Não é porque a historiografia trata de eventos que já aconteceram e por definição não podem mais ser alterados que ela não avança. O acesso a mais fontes, mudanças em perspectivas teóricas, além do desenvolvimento de novas tecnologias, permitem quando não recomendam a reinterpretação de fatos pregressos.
Em "Hitler´s People" (o povo de Hitler), Richard Evans tenta responder àquelas questões que jamais vão embora. Como os alemães, um dos povos mais instruídos da Europa, puderam apoiar Hitler? Por que persistiram por tanto tempo nesse apoio?
Evans toma como modelo obras consagradas sobre o nazismo, como as de Joachim Fest e Ian Kershaw, e se beneficia da abertura, nos anos 90, de arquivos soviéticos que lançaram novas luzes sobre velhas figuras. Esse material não provoca nenhuma reviravolta interpretativa, mas fornece detalhes importantes.
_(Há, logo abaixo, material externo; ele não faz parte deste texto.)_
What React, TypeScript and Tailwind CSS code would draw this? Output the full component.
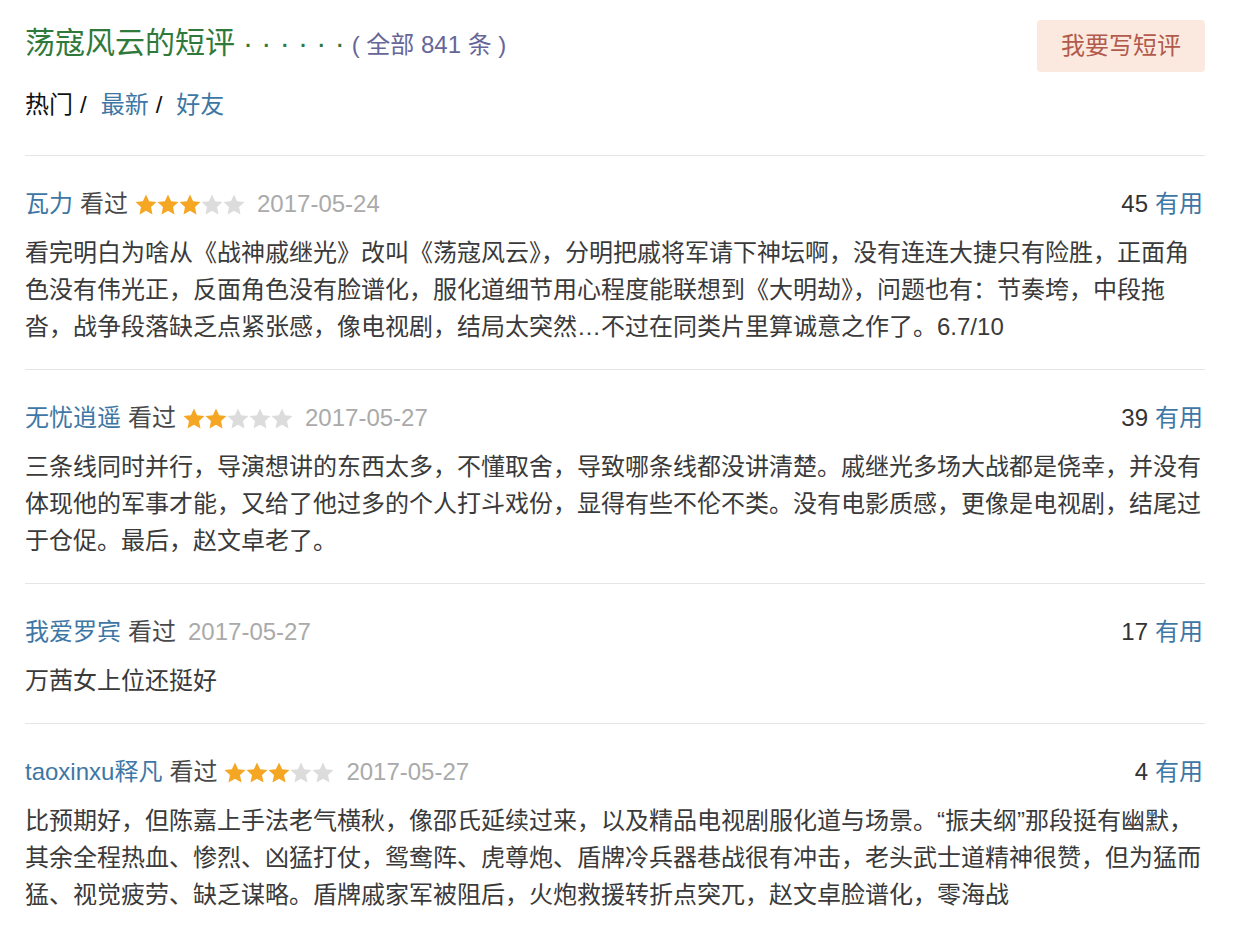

Evans tenta responder às questões seminais traçando perfis das figuras que tornaram o nazismo possível. E o faz em camadas. Começa com Hitler, continua com os paladinos (Göring, Goebbels, Röhm, Himmler, Von Ribbentrop, Rosenberg e Speer), passa a uma espécie de segundo escalão, no qual se destacam personagens como Heydrich, Streicher e Von Pappen, e conclui com o que chama de "instrumentos", pessoas que não tinham envolvimento profundo com a cúpula nazista, mas trabalharam a favor dessa ideologia, como a cineasta Leni Riefenstahl e o general Von Leeb.
O resultado são quase 600 páginas muito bem escritas e altamente informativas. Ficamos sabendo não apenas o que os biografados fizeram nos anos sombrios do nazismo mas também como, em alguns casos, operaram para se livrar das responsabilidades. Speer, por exemplo, teve sucesso em fazer uma espécie de lavagem de seu passado nazista.
Evans também se beneficia do afastamento temporal. Para os contemporâneos do nazismo e as primeiras gerações posteriores a ele era importante, por exemplo, tentar pintar Hitler como uma figura que de alguma forma não pertencia à humanidade. Hoje sabemos melhor do que humanos são capazes.